Private Funds in Gibraltar


A private fund is established under section 6(3)(c) of the Collective Investment Schemes Act which refers to private funds as “private schemes”, In essence, these are collective investment schemes that are not listed on a stock exchange and can have no more than 50 investors.

With the introduction of Alternative Investment Fund Directive (AIFMD) legislation in July 2013 private funds are required to register with the regulator, the Gibraltar Financial Services Commission (GFSC), providing a description of investment strategy, instruments and markets in which the fund operates. The AIFMD required a private fund to be monitor, on an ongoing basis, the level of its assets under management, ensuring that where the €100 million threshold (for unlevered assets) is reached, the fund complies with associated AIFMD requirements.
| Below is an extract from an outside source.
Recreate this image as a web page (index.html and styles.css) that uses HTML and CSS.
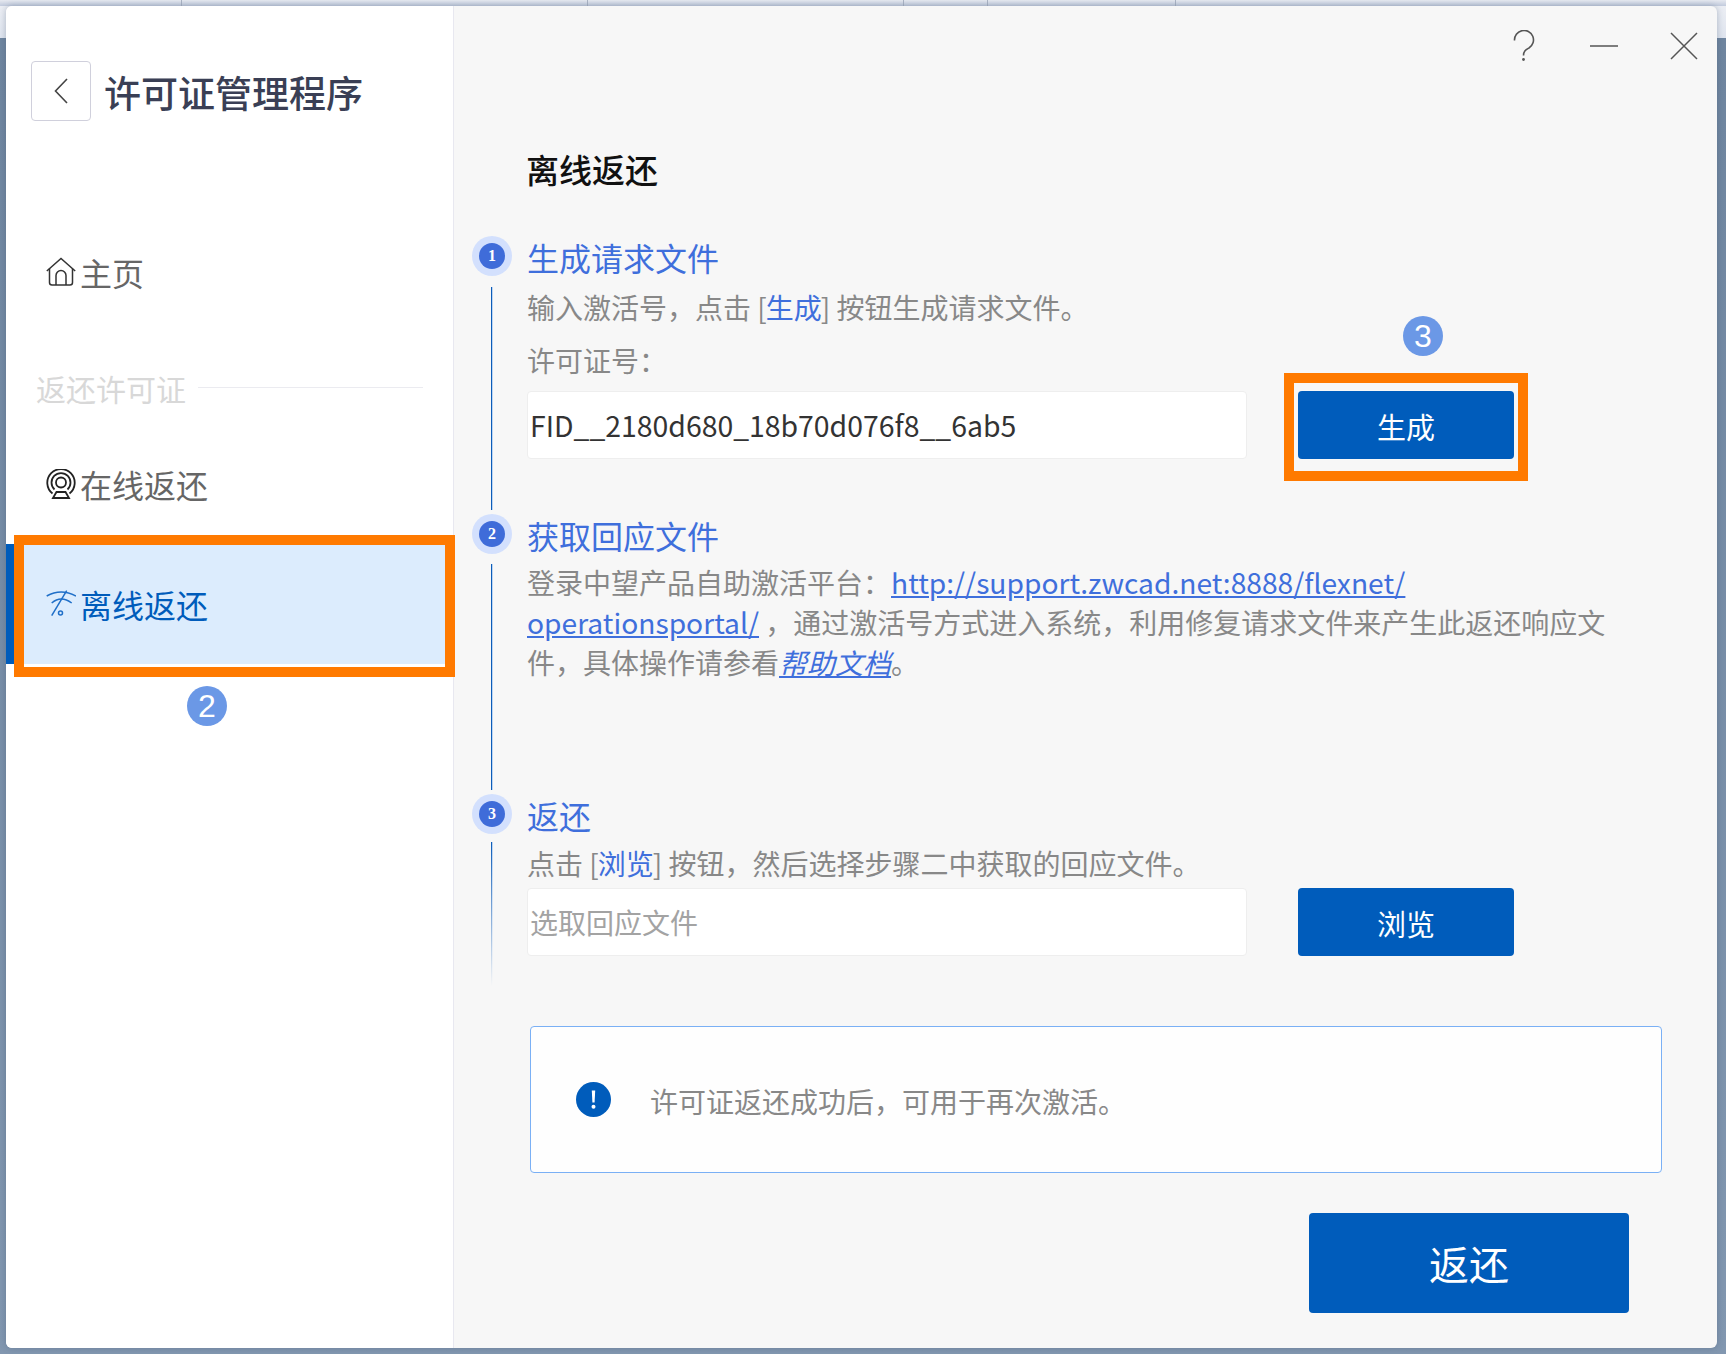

There are no restrictions under the Collective Investment Schemes (CIS) Regulations 2011 on what type of vehicle which can be used to establish a private scheme. However, a private scheme may not establish itself as a protected cell company.

Common types of legal forms used are:

  • A Gibraltar private limited company has a separate legal personality and thereby the ability to make a legal claim or have a legal claim made against it in Gibraltar;
  • A unity trust is not considered as having a distinct legal personality and would typically be structured to take advantage of the tax transparency of the trust vehicle. This may give rise to benefits arising from the application of fiscal arrangements between the investor’s jurisdiction of residence and the jurisdiction where the investment is made. A Unit Trust can be formed under Gibraltar trust law via the execution of a Trust Deed;
  • A Gibraltar limited partnership would allow an investor to participate as a limited partner, whereas the general partner would usually be a Gibraltar limited company. A Gibraltar limited partnership has a distinct legal personality and most tax authorities accept them as tax transparent.


A Private Scheme in Gibraltar is not required to appoint a fund administrator or produce audited accounts (although in most cases this is highly desirable). There is also no requirement to appoint locally resident licensed directors, custodians or an investment manager. The Private fund can be self-managed by its directors. The directors are required to produce an offering document in order to ensure that investors have sufficient information to evaluate the offer.

Private schemes however, are generally within the scope of AIFMD and will therefore be subject to registration with the FSC or will be required to apply for an In-Scope Alternative Investment Fund Manager (AIFM) licence.

Private schemes do not have statutory restrictions governing investment or leverage. A private scheme is not required by statute to make any filings or returns under the CIS Regulations. Having said this, if the private scheme is established as a Gibraltar limited company, it is required, under section 153(1) of the Companies Act, to file annual returns with the Gibraltar Registrar of Companies.


The found typically contains two classes of shares:

  • ordinary/management shares which will belong to the promoter of the Fund;
  • preference shares which investors can subscribe to and, in this way, invest in the Fund. 

The ordinary/management shares will usually have all of the voting rights and, as such, the promoter can control the Fund. It also entitles the holder of these shares to charge management and performance fees.  Having said this, this does not provide entitlement to dividends or profits.

The preference shares are redeemable shares which will entitle the investor to redeem his shares at the Net Asset Value (NAV) and, in such case, the Fund would be an open-ended scheme. On the other hand, the shares need not be redeemable and the investors then could only withdraw their investments by selling their shares to other investors or upon liquidation of the Fund.  This would be a closed ended fund.


The Fund will need banking facilities.  In Gibraltar, such services are provided by the Gibraltar International Bank and Turicum Bank.  Banking services can also be provided by banks outside Gibraltar.

Marketing a Private Fund in Gibraltar

Private Fund in Gibraltar may be offered to an identifiable category of investors whose number is fewer than 50 such as, family, friends or close clients of the promoter of the fund. After one year from the offer date a private scheme can be converted into an Experienced Investor Fund (EIF). Other than the restriction on the limited nature of promotion, there are no restrictions on the type of investor who can participate or the minimum investment size.

Main Advantages of Private Funds

  • They are fast to set up;
  • They do not need to apply for authorisation to the (Gibraltar) Financial Services Commission to begin its investment activities;
  • It is not a mandatory requirement to appoint a fund administrator;
  • They do not require a custodian/depositary;
  • Does not require Gibraltar resident directors;
  • It is not a mandatory requirement to produce audited accounts.